### TASK
Pull out each line of the data that includes the word "this".

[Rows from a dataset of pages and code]
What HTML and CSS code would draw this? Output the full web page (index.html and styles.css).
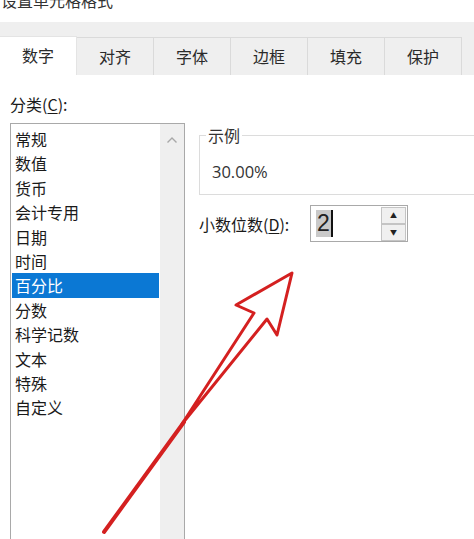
FILE: index.html
```html
<!DOCTYPE html>
<html lang="zh-CN">
<head>
    <meta charset="UTF-8">
    <meta name="viewport" content="width=device-width, initial-scale=1.0">
    <title>设置单元格格式</title>
    <link rel="stylesheet" href="styles.css">
</head>
<body>
    <div class="title">设置单元格格式</div>

    <div class="tab-strip">
        <div class="tab active">数字</div>
        <div class="tab">对齐</div>
        <div class="tab">字体</div>
        <div class="tab">边框</div>
        <div class="tab">填充</div>
        <div class="tab">保护</div>
    </div>

    <div class="content">
        <div class="left-col">
            <div class="field-label">分类(<u>C</u>):</div>
            <div class="listbox">
                <ul class="items">
                    <li>常规</li>
                    <li>数值</li>
                    <li>货币</li>
                    <li>会计专用</li>
                    <li>日期</li>
                    <li>时间</li>
                    <li class="selected">百分比</li>
                    <li>分数</li>
                    <li>科学记数</li>
                    <li>文本</li>
                    <li>特殊</li>
                    <li>自定义</li>
                </ul>
                <div class="scrollbar">
                    <svg class="chevron" width="12" height="8" viewBox="0 0 12 8">
                        <polyline points="1.5,6.5 6,2 10.5,6.5" fill="none" stroke="#a8a8a8" stroke-width="1.4"/>
                    </svg>
                </div>
            </div>
        </div>

        <div class="right-col">
            <fieldset class="sample">
                <legend>示例</legend>
                <div class="sample-value">30.00%</div>
            </fieldset>

            <div class="decimal-row">
                <div class="decimal-label">小数位数(<u>D</u>):</div>
                <div class="spinner">
                    <div class="spin-text"><span class="sel">2</span><span class="caret"></span></div>
                    <div class="spin-buttons">
                        <div class="spin-btn">&#9650;</div>
                        <div class="spin-btn">&#9660;</div>
                    </div>
                </div>
            </div>
        </div>
    </div>

    <!-- red annotation arrow drawn over the dialog -->
    <svg class="arrow" width="474" height="539" viewBox="0 0 474 539">
        <line x1="104" y1="532" x2="184" y2="422" stroke="#d42020" stroke-width="4" stroke-linecap="round"/>
        <polygon points="182,424 254,313 236,305 292,273 277,335 267,319" fill="none" stroke="#d42020" stroke-width="3" stroke-linejoin="round"/>
    </svg>
</body>
</html>
```

FILE: styles.css
```css
body {
    margin: 0;
    width: 474px;
    height: 539px;
    overflow: hidden;
    position: relative;
    background: #ffffff;
    font-family: "Noto Sans CJK SC", "Noto Sans", sans-serif;
    color: #1a1a1a;
}

.title {
    margin-top: -10px;
    height: 32px;
    padding-left: 1px;
    font-size: 16px;
    line-height: 20px;
    color: #333;
}

.tab-strip {
    display: flex;
    align-items: flex-end;
    height: 53px;
    background: #efefef;
    box-sizing: border-box;
    padding-top: 15px;
}

.tab {
    width: 77px;
    height: 38px;
    box-sizing: border-box;
    border: 1px solid #dadada;
    border-left: none;
    border-bottom: none;
    background: #efefef;
    font-size: 16px;
    text-align: center;
    line-height: 36px;
    color: #2a2a2a;
}

.tab.active {
    height: 39px;
    background: #ffffff;
    border-color: #e4e4e4;
}

.content {
    display: flex;
}

.left-col {
    padding-left: 10px;
}

.field-label {
    margin-top: 19px;
    margin-bottom: 9px;
    font-size: 16px;
    line-height: 20px;
}

.field-label u,
.decimal-label u {
    text-decoration-thickness: 1px;
    text-underline-offset: 2px;
}

.listbox {
    display: flex;
    width: 175px;
    height: 440px;
    box-sizing: border-box;
    border: 1px solid #a9a9a9;
}

.items {
    list-style: none;
    margin: 0;
    padding: 3px 1px 0;
    flex: 1;
}

.items li {
    height: 24.4px;
    line-height: 24.4px;
    padding-left: 3px;
    font-size: 16px;
}

.items li.selected {
    background: #0b78d4;
    color: #fff;
}

.scrollbar {
    width: 24px;
    background: #efefef;
    display: flex;
    justify-content: center;
    padding-top: 12px;
    box-sizing: border-box;
}

.chevron {
    display: block;
}

.right-col {
    margin-left: 14px;
    padding-top: 50px;
}

.sample {
    margin: 0;
    width: 264px;
    padding: 0 0 12px 10px;
    border: 1px solid #dcdcdc;
    border-right: none;
}

.sample legend {
    margin-left: -4px;
    padding: 0 2px;
    font-size: 16px;
    line-height: 20px;
    color: #333;
}

.sample-value {
    padding-top: 17px;
    padding-left: 2px;
    font-family: "Open Sans", "Noto Sans", sans-serif;
    font-size: 16.5px;
    line-height: 20px;
    color: #333;
}

.decimal-row {
    display: flex;
    align-items: center;
    margin-top: 10px;
}

.decimal-label {
    width: 111px;
    font-size: 16px;
    line-height: 20px;
}

.spinner {
    display: flex;
    width: 98px;
    height: 37px;
    box-sizing: border-box;
    border: 1px solid #a9a9a9;
}

.spin-text {
    flex: 1;
    display: flex;
    align-items: center;
    padding-left: 5px;
}

.spin-text .sel {
    background: #c9c9c9;
    font-family: "Liberation Sans", sans-serif;
    font-size: 23px;
    line-height: 27px;
    padding: 0 1px;
    color: #222;
}

.spin-text .caret {
    width: 2px;
    height: 27px;
    background: #111;
}

.spin-buttons {
    width: 27px;
    display: flex;
    flex-direction: column;
    padding: 1px;
    box-sizing: border-box;
}

.spin-btn {
    flex: 1;
    background: #f0f0f0;
    border: 1px solid #c4c4c4;
    font-size: 7px;
    line-height: 15px;
    text-align: center;
    color: #222;
}

.arrow {
    position: absolute;
    top: 0;
    left: 0;
    pointer-events: none;
}
```
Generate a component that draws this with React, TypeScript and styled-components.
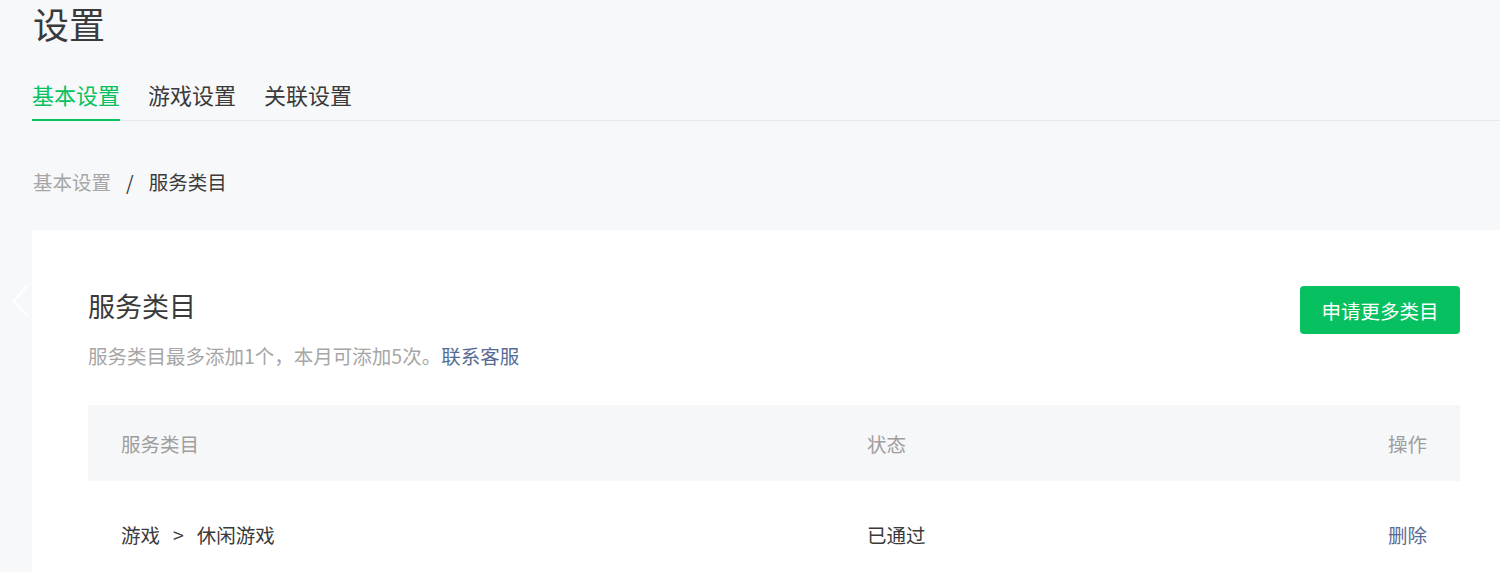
import React from "react";
import styled, { createGlobalStyle } from "styled-components";

const GlobalStyle = createGlobalStyle`
  html, body { margin: 0; padding: 0; background: #f7f8fa; overflow: hidden; }
  body { font-family: "Noto Sans CJK SC", "Noto Sans", sans-serif; color: #3a3a3a; }
  * { box-sizing: border-box; }
`;

const Page = styled.div`
  position: relative;
  width: 1500px;
  height: 572px;
  overflow: hidden;
  padding-left: 32px;
`;

const Inner = styled.div`
  width: 1484px;
`;

const PageTitle = styled.h1`
  margin: 0;
  padding-top: 2px;
  font-size: 36px;
  font-weight: 400;
  line-height: 42px;
  color: #3a3a3a;
  padding-left: 1px;
`;

const TabBar = styled.div`
  display: flex;
  gap: 28px;
  margin-top: 35px;
  border-bottom: 1px solid #e7e8ea;
`;

const Tab = styled.div<{ $active?: boolean }>`
  font-size: 22px;
  line-height: 30px;
  padding-bottom: 10px;
  margin-bottom: -1px;
  color: ${(p) => (p.$active ? "#07c160" : "#3a3a3a")};
  border-bottom: 2px solid ${(p) => (p.$active ? "#07c160" : "transparent")};
`;

const Breadcrumb = styled.div`
  display: flex;
  align-items: center;
  gap: 15px;
  margin-top: 47px;
  font-size: 19.5px;
  line-height: 28px;
  padding-left: 1px;
`;

const Crumb = styled.span<{ $current?: boolean }>`
  color: ${(p) => (p.$current ? "#3a3a3a" : "#a6a6a6")};
`;

const Card = styled.div`
  margin-top: 34px;
  background: #fff;
  border-radius: 4px;
  padding: 56px 56px 40px;
  min-height: 400px;
`;

const CardHeader = styled.div`
  display: flex;
  justify-content: space-between;
  align-items: flex-start;
`;

const CardTitle = styled.h2`
  margin: 0;
  font-size: 27px;
  font-weight: 400;
  line-height: 40px;
  color: #3a3a3a;
`;

const CardDesc = styled.p`
  margin: 16px 0 0;
  font-size: 19.5px;
  line-height: 28px;
  color: #a6a6a6;
`;

const Link = styled.a`
  color: #576b95;
  text-decoration: none;
  cursor: pointer;
`;

const PrimaryButton = styled.button`
  width: 160px;
  height: 48px;
  border: none;
  border-radius: 4px;
  background: #07c160;
  color: #fff;
  font-family: inherit;
  font-size: 19.5px;
  cursor: pointer;
`;

const Table = styled.div`
  margin-top: 35px;
`;

const Row = styled.div<{ $head?: boolean }>`
  display: grid;
  grid-template-columns: 746px 1fr auto;
  align-items: center;
  height: ${(p) => (p.$head ? "76px" : "106px")};
  padding: 0 33px;
  background: ${(p) => (p.$head ? "#f6f7f9" : "#fff")};
  font-size: 19.5px;
  color: ${(p) => (p.$head ? "#9e9e9e" : "#3a3a3a")};
`;

const Path = styled.span`
  display: flex;
  gap: 13px;
`;

const Cell = styled.span<{ $right?: boolean }>`
  text-align: ${(p) => (p.$right ? "right" : "left")};
`;

const PrevArrow = styled.div`
  position: absolute;
  left: 10px;
  top: 284px;
  width: 24px;
  height: 34px;
`;

export default function App() {
  return (
    <>
      <GlobalStyle />
      <Page>
        <Inner>
          <PageTitle>设置</PageTitle>
          <TabBar>
            <Tab $active>基本设置</Tab>
            <Tab>游戏设置</Tab>
            <Tab>关联设置</Tab>
          </TabBar>
          <Breadcrumb>
            <Crumb>基本设置</Crumb>
            <Crumb $current>/</Crumb>
            <Crumb $current>服务类目</Crumb>
          </Breadcrumb>
          <Card>
            <CardHeader>
              <div>
                <CardTitle>服务类目</CardTitle>
                <CardDesc>
                  服务类目最多添加1个，本月可添加5次。<Link>联系客服</Link>
                </CardDesc>
              </div>
              <PrimaryButton>申请更多类目</PrimaryButton>
            </CardHeader>
            <Table>
              <Row $head>
                <Cell>服务类目</Cell>
                <Cell>状态</Cell>
                <Cell $right>操作</Cell>
              </Row>
              <Row>
                <Path>
                  <span>游戏</span>
                  <span>&gt;</span>
                  <span>休闲游戏</span>
                </Path>
                <Cell>已通过</Cell>
                <Cell $right>
                  <Link>删除</Link>
                </Cell>
              </Row>
            </Table>
          </Card>
        </Inner>
        <PrevArrow>
          <svg width="24" height="34" viewBox="0 0 24 34" fill="none">
            <path d="M17 2 L4 17 L17 32" stroke="#ffffff" strokeWidth="2" strokeLinecap="round" strokeLinejoin="round" />
          </svg>
        </PrevArrow>
      </Page>
    </>
  );
}
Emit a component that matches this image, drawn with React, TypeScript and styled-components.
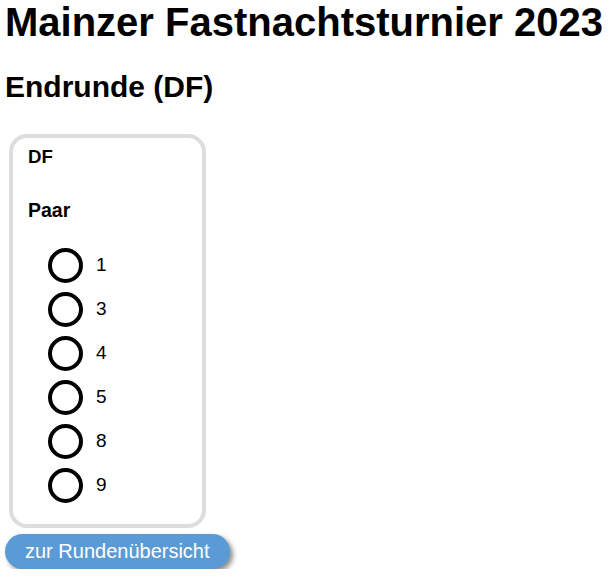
import React from "react";
import styled, { createGlobalStyle } from "styled-components";

const Global = createGlobalStyle`
  body {
    margin: 0;
    background: #ffffff;
    font-family: "Liberation Sans", Arial, sans-serif;
    color: #000000;
  }
`;

const Page = styled.div`
  padding: 0 5px;
  display: flex;
  flex-direction: column;
  align-items: flex-start;
`;

const Title = styled.h1`
  margin: 0;
  font-size: 40px;
  font-weight: bold;
  line-height: normal;
`;

const Subtitle = styled.h2`
  margin: 25px 0 30px;
  font-size: 30px;
  font-weight: bold;
  line-height: normal;
`;

const Card = styled.div`
  box-sizing: border-box;
  width: 197px;
  margin-left: 4px;
  border: 4px solid #dddddd;
  border-radius: 18px;
  padding: 8px 15px 21px;
  display: flex;
  flex-direction: column;
`;

const CardTitle = styled.h3`
  margin: 0 0 31px;
  font-size: 18.7px;
  font-weight: bold;
  line-height: normal;
`;

const GroupLabel = styled.div`
  font-size: 19.5px;
  font-weight: bold;
  line-height: normal;
  margin-bottom: 26px;
`;

const OptionList = styled.div`
  display: flex;
  flex-direction: column;
  gap: 9px;
  padding-left: 20px;
`;

const Option = styled.label`
  display: flex;
  align-items: center;
  gap: 13px;
  font-size: 19px;
  line-height: normal;
  cursor: pointer;
`;

const Circle = styled.span<{ $checked?: boolean }>`
  box-sizing: border-box;
  width: 35px;
  height: 35px;
  border: 4px solid #000000;
  border-radius: 50%;
  background: ${(p) => (p.$checked ? "#000" : "#fff")};
  flex: none;
`;

const NumberText = styled.span`
  position: relative;
  top: -1px;
`;

const BackButton = styled.button`
  margin-top: 6px;
  border: none;
  border-radius: 18px;
  background: #5b9bd5;
  color: #ffffff;
  font-family: "Liberation Sans", Arial, sans-serif;
  font-size: 20px;
  line-height: 23px;
  padding: 6px 20px 6px;
  box-shadow: 3px 3px 5px rgba(0, 0, 0, 0.45);
  cursor: pointer;
`;

const pairs = [1, 3, 4, 5, 8, 9];

export default function App() {
  return (
    <>
      <Global />
      <Page>
        <Title>Mainzer Fastnachtsturnier 2023</Title>
        <Subtitle>Endrunde (DF)</Subtitle>
        <Card>
          <CardTitle>DF</CardTitle>
          <GroupLabel>Paar</GroupLabel>
          <OptionList>
            {pairs.map((n) => (
              <Option key={n}>
                <Circle />
                <NumberText>{n}</NumberText>
              </Option>
            ))}
          </OptionList>
        </Card>
        <BackButton>zur Rundenübersicht</BackButton>
      </Page>
    </>
  );
}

### FINISHED ANSWER
What HTML and CSS code would draw this? Output the full web page (index.html and styles.css).
Generate a component that draws this with React, TypeScript and styled-components.
Emit a component that matches this image, drawn with React, TypeScript and styled-components.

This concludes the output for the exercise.